ZIMBABWE

Vice-chancellors, lecturers receive vaccines
Zimbabwe has started vaccinating vice-chancellors, university lecturers and staff against COVID-19 after placing them second on a priority list that has health workers at the top.On 7 April, Professor Mqhele Dlodlo, the vice-chancellor, and the staff of the National University of Science and Technology were among the first academics to be vaccinated against COVID-19 when a team of health workers went to the campus located in the country’s second-largest city of Bulawayo.
The lecturers are being vaccinated together with school teachers, and the government says that students will be next in line.
With a population of about 15 million people, the country is targeting the vaccination of 60% of the population to reach herd immunity.
Late last month, the country accelerated the vaccination programme after receiving 1.2 million vaccine doses from China.
China also donated a further 400,000 doses of the Sinopharm vaccine and India gave 35,000 doses of Covaxin. This means the country has taken delivery of a total of 1,635 million doses in vaccines.
Emmerson Mnangagwa, the president of Zimbabwe, recently announced that other vaccines, from Russia, India and the United Kingdom, were also on their way.
Voluntary and free vaccinations
In an interview with University World News, the National COVID-19 taskforce chief coordinator, Dr Agnes Mahomva, said the country was targeting the vaccination of all lecturers, but the programme was voluntary and free.
“We have started the programme and the target is all lecturers must be vaccinated. Learners and students are not affected the most, hence the prioritisation of lecturers, then we go to students,” she said.

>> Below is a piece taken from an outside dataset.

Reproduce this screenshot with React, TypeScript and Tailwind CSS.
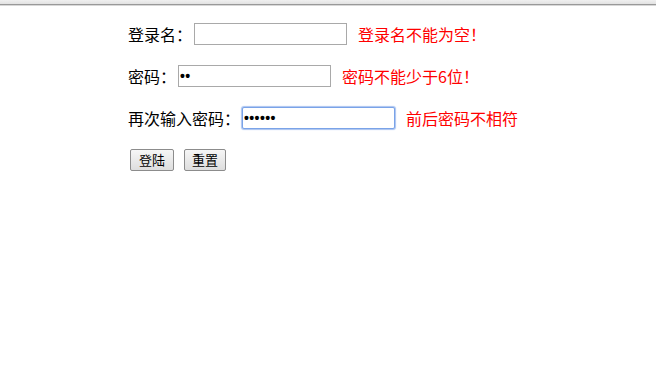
import React from 'react';

const font = { fontFamily: '"Noto Sans CJK SC", "DejaVu Sans", sans-serif' };

interface RowProps {
  label: string;
  value: string;
  error: string;
  focused?: boolean;
}

const Row: React.FC<RowProps> = ({ label, value, error, focused }) => (
  <div className="flex items-center h-[22px] mb-[20px]">
    <span className="text-[16px] text-black leading-none whitespace-nowrap">{label}</span>
    <input
      type="text"
      defaultValue={value}
      readOnly
      className={
        'ml-[2px] w-[153px] h-[22px] px-[1px] text-[14px] font-bold tracking-[0.4px] text-black bg-white outline-none font-["Liberation_Sans",Arial,sans-serif] ' +
        (focused
          ? 'border border-[#7aa3e8] shadow-[0_0_1px_1px_#a9c3f0] rounded-[2px]'
          : 'border border-[#a9a9a9]')
      }
    />
    <span className="ml-[11px] text-[16px] text-[#ff0000] leading-none whitespace-nowrap">{error}</span>
  </div>
);

export default function App() {
  return (
    <div className="w-[656px] h-[379px] bg-white overflow-hidden" style={font}>
      <div className="h-[4px] bg-gradient-to-b from-[#f0f0f0] to-[#e2e2e2]" />
      <div className="h-[1px] bg-[#999999]" />
      <div className="h-[1px] bg-[#d8d8d8]" />
      <div className="pl-[128px] pt-[17px]">
        <Row label="登录名：" value="" error="登录名不能为空！" />
        <Row label="密码：" value="••" error="密码不能少于6位！" />
        <Row label="再次输入密码：" value="••••••" error="前后密码不相符" focused />
        <div className="flex gap-[10px] pl-[2px]">
          <button className="w-[44px] h-[22px] text-[13px] text-black border border-[#8c8c8c] rounded-[2px] bg-gradient-to-b from-[#f6f6f6] to-[#dedede]">
            登陆
          </button>
          <button className="w-[42px] h-[22px] text-[13px] text-black border border-[#8c8c8c] rounded-[2px] bg-gradient-to-b from-[#f6f6f6] to-[#dedede]">
            重置
          </button>
        </div>
      </div>
    </div>
  );
}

“Everybody who is above 18 will [eventually] be vaccinated. There are some who have already been vaccinated based on their comorbidities; we talk of the disabled, and so on.
“The prioritisation is purely to make sure that we get those at the highest risk first. But the vaccination programme is going to vaccinate everybody. Voluntary, free of charge, of course, until we reach herd immunity,” Mahomva said.
Zimbabwe State Universities Union of Academics’ Givewell Munyaradzi said the issue of being vaccinated or not against COVID-19 boiled down to an individual’s decision and the union was not forcing members.
“We are saying those who want can go if they want; we don’t force [anyone]. They must volunteer. As a leadership, we have not taken a position,” he said.
According to Zimbabwe’s Ministry of Health and Child Care, as of 6 April, 139,133 people had been vaccinated.
The country has recorded 36,966 confirmed cases and 1,531 COVID-19-related deaths.